One of the biggest problems with Medicare is the limited access older adults have to mental health services, according to Lynn Cooper, the behavioral health specialist for the Pennsylvania Association of Area Agencies on Aging.
Cooper said Medicare only allows psychologists, psychiatrists, licensed clinical social workers and nurse practitioners to provide therapy to older adults. The Centers for Medicare & Medicaid Services issued a 2023 Physician Fee Schedule (PFS) proposed rule that announces and solicits public comments on proposed policy changes for Medicare payments under the Physician Fee Schedule (PFS) and other Medicare Part B payment policy issues.
“It’s not nearly enough, and it’s impossible to find psychiatric time, to find psychologists and licensed clinical social workers,” said Cooper. “This new proposed regulation is going to open it up so that they will allow for marriage and family therapists and other mental health professionals to bill Medicare. If we can get this through, this will help our mental health providers a lot.”
The proposals include modernizing coverage for behavioral health services and improving access and quality by allowing licensed professional counselors, marriage and family therapists, and other types of practitioners to bill Medicare under general supervision; allowing psychiatric diagnostic evaluations to serve as the initiating visit for behavioral health integration and paying clinical psychologists and licensed clinical social workers providing integrated behavioral health services as part of a patient’s primary care team; bundling certain chronic pain management and treatment services into new monthly payments; and covering treatment and recovery services from mobile units, said Cooper.
Cooper, who is in therapy for depression, said she lost her counselor on the day she turned 65. Her counselor couldn’t bill Medicare because that specific coverage doesn’t cover a master’s-level licensed marriage and family therapist.
“These new regulations would allow her to,” she said. “I was able to find a new therapist, but it took me six months on a waiting list. The only reason they accepted me was because I have a supplemental insurance policy to my Medicare. If I had Medicare only, they would not accept me. The rate is so horribly low that it doesn’t even cover their cost.”
Jessica Cohick, the PA MEDI local coordinator with Northumberland County Area Agency on Aging, said she assists Medicare beneficiaries with finding insurance as well as helping them access benefits, like PACE/PACEnet, Extra Help, the Medicare Savings Program and in some cases even Medicaid. The program is free and can provide all Medicare beneficiaries, regardless of age, with insurance counseling to help them select the insurance that will best suit their needs.
Traditional Medicare covers mental health care services for conditions like depression and anxiety, such as counseling or psychotherapy, said Cohick.
“Coverage includes services that are typically provided in an outpatient setting like a doctor’s office or hospital outpatient department,” said Cohick. “These services can include visits with a psychiatrist or other doctor, clinical psychologist, clinical nurse specialist, clinical social worker, nurse practitioner, or physician assistant.
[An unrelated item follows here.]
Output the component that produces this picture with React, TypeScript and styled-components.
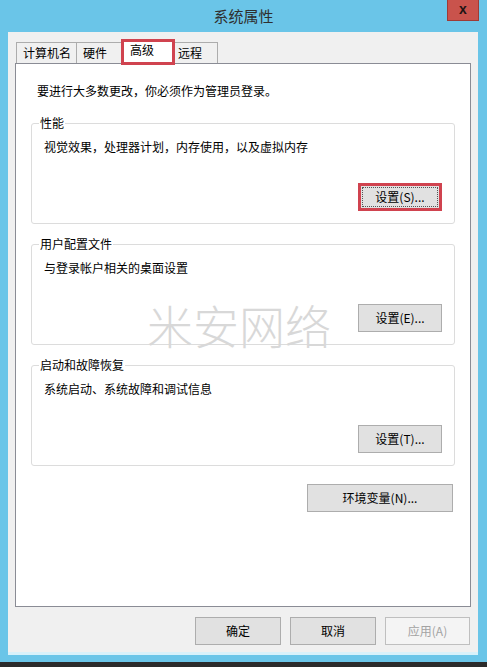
import React from "react";
import styled, { createGlobalStyle, css } from "styled-components";

const Global = createGlobalStyle`
  html, body { margin: 0; padding: 0; background: #2b2b2b; }
  body { font-family: "Noto Sans CJK SC", "Noto Sans", sans-serif; font-size: 12px; color: #000; }
  * { box-sizing: border-box; }
`;

const Frame = styled.div`
  width: 487px;
  height: 667px;
  background: #6ac5e8;
  display: flex;
  flex-direction: column;
  overflow: hidden;
`;

const TitleBar = styled.div`
  height: 32px;
  display: grid;
  grid-template-columns: 1fr auto 1fr;
  align-items: center;
`;

const Title = styled.div`
  grid-column: 2;
  font-size: 15px;
  color: #2f2f2f;
  line-height: 20px;
`;

const CloseBtn = styled.div`
  grid-column: 3;
  justify-self: end;
  align-self: start;
  margin-right: 8px;
  width: 32px;
  height: 21px;
  background: #c9534c;
  border: 1px solid #9e3b36;
  border-top: none;
  display: flex;
  align-items: center;
  justify-content: center;
  font-family: "Liberation Sans", Arial, sans-serif;
  font-weight: bold;
  font-size: 14px;
  color: #1e1414;
  line-height: 1;
  padding-bottom: 2px;
`;

const Client = styled.div`
  margin: 0 9px 0 8px;
  height: 620px;
  background: #f0f0f0;
  padding: 8px 7px 0 7px;
  display: flex;
  flex-direction: column;
`;

const TabStrip = styled.div`
  display: flex;
  align-items: flex-end;
  padding-left: 1px;
  height: 23px;
`;

const Tab = styled.div<{ $w: number; $active?: boolean }>`
  width: ${(p) => p.$w}px;
  height: 21px;
  border: 1px solid #acacac;
  border-bottom: none;
  background: #f0f0f0;
  padding: 1px 0 0 6px;
  line-height: 18px;
  white-space: nowrap;
  margin-left: -1px;
  &:first-child { margin-left: 0; }
  ${(p) =>
    p.$active &&
    css`
      position: relative;
      z-index: 1;
      width: ${p.$w + 4}px;
      height: 24px;
      margin: 0 -2px -1px -2px;
      background: #fff;
      padding: 0 0 0 7px;
      line-height: 17px;
      outline: 3px solid #d0434f;
      outline-offset: -2px;
    `}
`;

const Panel = styled.div`
  position: relative;
  height: 544px;
  background: #fff;
  border: 1px solid #8a8c95;
  padding: 19px 15px 0 15px;
  display: flex;
  flex-direction: column;
`;

const Intro = styled.div`
  margin-left: 6px;
  line-height: 16px;
`;

const Groups = styled.div`
  margin-top: 24px;
  display: flex;
  flex-direction: column;
  gap: 20px;
`;

const Group = styled.div`
  position: relative;
  height: 101px;
  border: 1px solid #dcdcdc;
  border-radius: 3px;
  padding: 15px 12px 12px 12px;
  display: flex;
  flex-direction: column;
`;

const Legend = styled.span`
  position: absolute;
  top: -9px;
  left: 7px;
  background: #fff;
  padding: 0 1px;
  line-height: 16px;
`;

const Desc = styled.div`
  line-height: 16px;
`;

const Button = styled.button<{ $w?: number; $h?: number; $focus?: boolean; $disabled?: boolean }>`
  width: ${(p) => p.$w ?? 84}px;
  height: ${(p) => p.$h ?? 28}px;
  background: #e1e1e1;
  border: 1px solid #adadad;
  font-family: "Noto Sans CJK SC", "Noto Sans", sans-serif;
  font-size: 12px;
  color: #000;
  padding: 0;
  line-height: 16px;
  ${(p) =>
    p.$focus &&
    css`
      border: 3px solid #d0434f;
      outline: 1px dotted #555;
      outline-offset: -5px;
    `}
  ${(p) =>
    p.$disabled &&
    css`
      background: #f4f4f4;
      border-color: #bfbfbf;
      color: #a3a3a3;
    `}
`;

const ButtonRow = styled.div`
  margin-top: auto;
  display: flex;
  justify-content: flex-end;
`;

const EnvRow = styled.div`
  margin-top: 18px;
  display: flex;
  justify-content: flex-end;
  padding-right: 2px;
`;

const Watermark = styled.div`
  position: absolute;
  left: 131px;
  top: 237px;
  font-size: 46px;
  line-height: 46px;
  font-weight: 200;
  color: #d8d8d8;
  letter-spacing: 0px;
  pointer-events: none;
  white-space: nowrap;
`;

const Footer = styled.div`
  margin-top: 10px;
  display: flex;
  justify-content: flex-end;
  gap: 9px;
  padding-right: 1px;
`;

const BottomEdge = styled.div`
  height: 3px;
  margin: 0 9px 0 8px;
  background: #d8f1fa;
`;

const Spacer = styled.div`
  flex: 1;
`;

const Dark = styled.div`
  height: 5px;
  background: #2b2b2b;
`;

const groups = [
  { title: "性能", desc: "视觉效果，处理器计划，内存使用，以及虚拟内存", btn: "设置(S)...", focus: true },
  { title: "用户配置文件", desc: "与登录帐户相关的桌面设置", btn: "设置(E)..." },
  { title: "启动和故障恢复", desc: "系统启动、系统故障和调试信息", btn: "设置(T)..." },
];

const tabs = [
  { label: "计算机名", w: 61 },
  { label: "硬件", w: 48 },
  { label: "高级", w: 48, active: true },
  { label: "远程", w: 47 },
];

export default function App() {
  return (
    <>
      <Global />
      <Frame>
        <TitleBar>
          <Title>系统属性</Title>
          <CloseBtn>x</CloseBtn>
        </TitleBar>
        <Client>
          <TabStrip>
            {tabs.map((t) => (
              <Tab key={t.label} $w={t.w} $active={t.active}>
                {t.label}
              </Tab>
            ))}
          </TabStrip>
          <Panel>
            <Intro>要进行大多数更改，你必须作为管理员登录。</Intro>
            <Groups>
              {groups.map((g) => (
                <Group key={g.title}>
                  <Legend>{g.title}</Legend>
                  <Desc>{g.desc}</Desc>
                  <ButtonRow>
                    <Button $focus={g.focus}>{g.btn}</Button>
                  </ButtonRow>
                </Group>
              ))}
            </Groups>
            <EnvRow>
              <Button $w={146} $h={28}>环境变量(N)...</Button>
            </EnvRow>
            <Watermark>米安网络</Watermark>
          </Panel>
          <Footer>
            <Button $w={86} $h={28}>确定</Button>
            <Button $w={86} $h={28}>取消</Button>
            <Button $w={85} $h={28} $disabled>应用(A)</Button>
          </Footer>
        </Client>
        <BottomEdge />
        <Spacer />
        <Dark />
      </Frame>
    </>
  );
}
Covered mental health care includes partial hospitalization services, which are intensive outpatient mental health services provided during the day. Partial hospitalization services are provided by a hospital to its outpatients or by a community mental health center.”
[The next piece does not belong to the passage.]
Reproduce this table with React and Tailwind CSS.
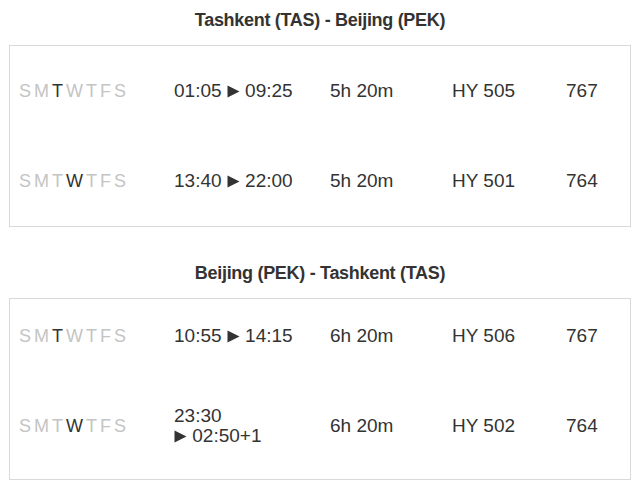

Typically, Cohick said, the beneficiary will pay 20 percent of the Medicare-approved amount and the Part B deductible applies for mental health care services.
“Although this is how traditional Medicare works, beneficiaries can purchase other insurance to help with health care coverage, such as Medicare Supplements (Medigap) or Medicare Advantage Plans. In the case of a Medigap policy, Medicare rules will apply,” she said. “However, if a beneficiary chooses to enroll in an Advantage plan, the beneficiary will be subject to that plan’s guidelines.”
As with any insurance, there are certain things enrollees need to do to access services, said Cohick.
“The type of secondary insurance a beneficiary selects can affect how easily services are delivered,” said Cohick. “If a beneficiary is enrolled in traditional Medicare or a Medigap plan, the beneficiary can be seen anywhere that Medicare is accepted. There could be deductibles and coinsurances, depending on what Medigap plan they have, but as mentioned, as long as that provider accepts Medicare, they will be able to schedule an appointment. If a beneficiary has selected an Advantage plan, typically a PPO or HMO, they will have to find a provider that accepts their plan, and pay any copays that are due per the plan’s rules.”
Some of the challenges that exist when it comes to older adults accessing mental health services would be transportation, which is an ongoing issue for many of the Valley’s residents as well as providers not accepting certain insurances, said Cohick.
Karen Leonovich, the administrator for the Northumberland County Area Agency on Aging, said Cohick is a “no-opinion third party.”
“You can go to a local insurance company and they will talk to you about the same issues, but they have a tendency to sell you their specific plan,” said Leonovich. “Jess will look at all plans and doesn’t have a bias toward any of them. She’s there to provide information and make changes if you’re interested.”